### The exercise
Restate the whole of the material. Keep every word, and drop the pictures.

______________________________

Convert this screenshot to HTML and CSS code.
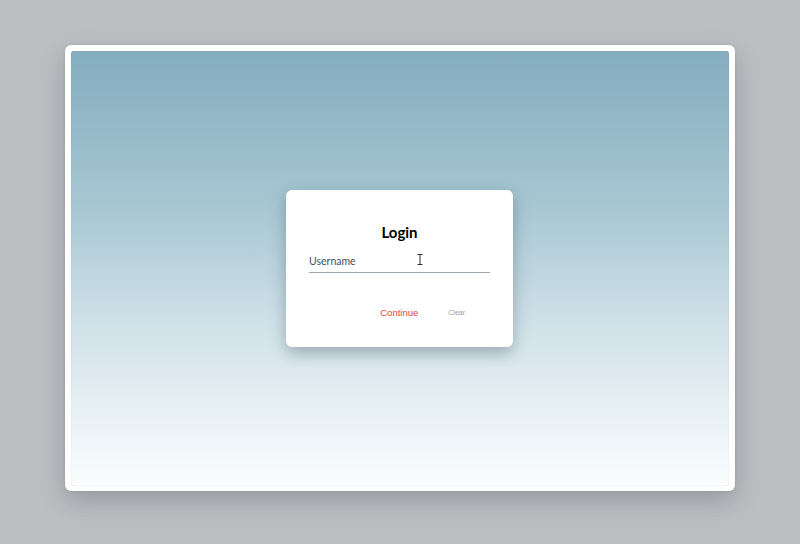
FILE: index.html
```html
<!DOCTYPE html>
<html lang="en">
<head>
<meta charset="utf-8">
<title>Login</title>
<link rel="stylesheet" href="styles.css">
</head>
<body>
<div class="frame">
  <div class="screen">
    <div class="card">
      <h1 class="title">Login</h1>
      <div class="field">
        <span class="label">Username</span>
        <svg class="ibeam" width="6" height="11" viewBox="0 0 6 11"><path d="M0.5 0.5h5M0.5 10.5h5M3 0.5v10" stroke="#333" stroke-width="1" fill="none"/></svg>
      </div>
      <div class="actions">
        <span class="btn continue">Continue</span>
        <span class="btn clear">Clear</span>
      </div>
    </div>
  </div>
</div>
</body>
</html>
```
FILE: styles.css
```css
html, body {
  margin: 0;
  padding: 0;
}
body {
  background: #bdbec2;
  width: 800px;
  height: 544px;
  box-sizing: border-box;
  padding: 45px 65px 53px;
  font-family: "Lato", "Liberation Sans", sans-serif;
}
.frame {
  height: 100%;
  box-sizing: border-box;
  background: #ffffff;
  border-radius: 6px;
  padding: 6px 6px 5px;
  box-shadow: 0 10px 24px rgba(60, 62, 70, 0.28), 0 0 2px rgba(0,0,0,0.15);
}
.screen {
  height: 100%;
  border-radius: 3px;
  background: linear-gradient(to bottom, #84adbf 0%, #a6c6d2 35%, #d3e3ea 65%, #fbfdfe 100%);
  box-shadow: inset 0 0 1px rgba(0,0,0,0.25);
  display: flex;
  align-items: center;
  justify-content: center;
}
.card {
  width: 227px;
  height: 157px;
  margin-right: 1px;
  box-sizing: border-box;
  background: #ffffff;
  border-radius: 6px;
  box-shadow: 0 6px 16px rgba(40, 60, 75, 0.35);
  padding: 33px 23px 0;
  display: flex;
  flex-direction: column;
}
.title {
  margin: 0;
  font-family: "Lato", sans-serif;
  font-weight: 700;
  font-size: 15px;
  line-height: 18px;
  text-align: center;
  color: #000;
}
.field {
  position: relative;
  margin-top: 14px;
  padding-bottom: 5px;
  border-bottom: 1.5px solid #9aa8b3;
  display: flex;
}
.label {
  font-family: "Lato", sans-serif;
  font-size: 10.5px;
  line-height: 12px;
  color: #37536a;
}
.ibeam {
  position: absolute;
  left: 108px;
  top: -1px;
}
.actions {
  margin-top: 34px;
  display: flex;
  justify-content: flex-end;
  align-items: center;
  gap: 30px;
  padding-right: 25px;
}
.btn {
  font-family: "Liberation Sans", Arial, sans-serif;
  line-height: 12px;
}
.continue {
  font-size: 9.5px;
  color: #e0473b;
}
.clear {
  font-size: 7px;
  color: #9a9a9a;
}
```
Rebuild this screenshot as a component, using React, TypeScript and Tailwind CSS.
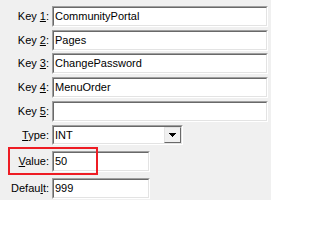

______________________________

### Output
Convert this screenshot to HTML and CSS code.
FILE: index.html
```html
<!DOCTYPE html>
<html lang="en">
<head>
<meta charset="utf-8">
<title>Login</title>
<link rel="stylesheet" href="styles.css">
</head>
<body>
<div class="frame">
  <div class="screen">
    <div class="card">
      <h1 class="title">Login</h1>
      <div class="field">
        <span class="label">Username</span>
        <svg class="ibeam" width="6" height="11" viewBox="0 0 6 11"><path d="M0.5 0.5h5M0.5 10.5h5M3 0.5v10" stroke="#333" stroke-width="1" fill="none"/></svg>
      </div>
      <div class="actions">
        <span class="btn continue">Continue</span>
        <span class="btn clear">Clear</span>
      </div>
    </div>
  </div>
</div>
</body>
</html>
```
FILE: styles.css
```css
html, body {
  margin: 0;
  padding: 0;
}
body {
  background: #bdbec2;
  width: 800px;
  height: 544px;
  box-sizing: border-box;
  padding: 45px 65px 53px;
  font-family: "Lato", "Liberation Sans", sans-serif;
}
.frame {
  height: 100%;
  box-sizing: border-box;
  background: #ffffff;
  border-radius: 6px;
  padding: 6px 6px 5px;
  box-shadow: 0 10px 24px rgba(60, 62, 70, 0.28), 0 0 2px rgba(0,0,0,0.15);
}
.screen {
  height: 100%;
  border-radius: 3px;
  background: linear-gradient(to bottom, #84adbf 0%, #a6c6d2 35%, #d3e3ea 65%, #fbfdfe 100%);
  box-shadow: inset 0 0 1px rgba(0,0,0,0.25);
  display: flex;
  align-items: center;
  justify-content: center;
}
.card {
  width: 227px;
  height: 157px;
  margin-right: 1px;
  box-sizing: border-box;
  background: #ffffff;
  border-radius: 6px;
  box-shadow: 0 6px 16px rgba(40, 60, 75, 0.35);
  padding: 33px 23px 0;
  display: flex;
  flex-direction: column;
}
.title {
  margin: 0;
  font-family: "Lato", sans-serif;
  font-weight: 700;
  font-size: 15px;
  line-height: 18px;
  text-align: center;
  color: #000;
}
.field {
  position: relative;
  margin-top: 14px;
  padding-bottom: 5px;
  border-bottom: 1.5px solid #9aa8b3;
  display: flex;
}
.label {
  font-family: "Lato", sans-serif;
  font-size: 10.5px;
  line-height: 12px;
  color: #37536a;
}
.ibeam {
  position: absolute;
  left: 108px;
  top: -1px;
}
.actions {
  margin-top: 34px;
  display: flex;
  justify-content: flex-end;
  align-items: center;
  gap: 30px;
  padding-right: 25px;
}
.btn {
  font-family: "Liberation Sans", Arial, sans-serif;
  line-height: 12px;
}
.continue {
  font-size: 9.5px;
  color: #e0473b;
}
.clear {
  font-size: 7px;
  color: #9a9a9a;
}
```
Rebuild this screenshot as a component, using React, TypeScript and Tailwind CSS.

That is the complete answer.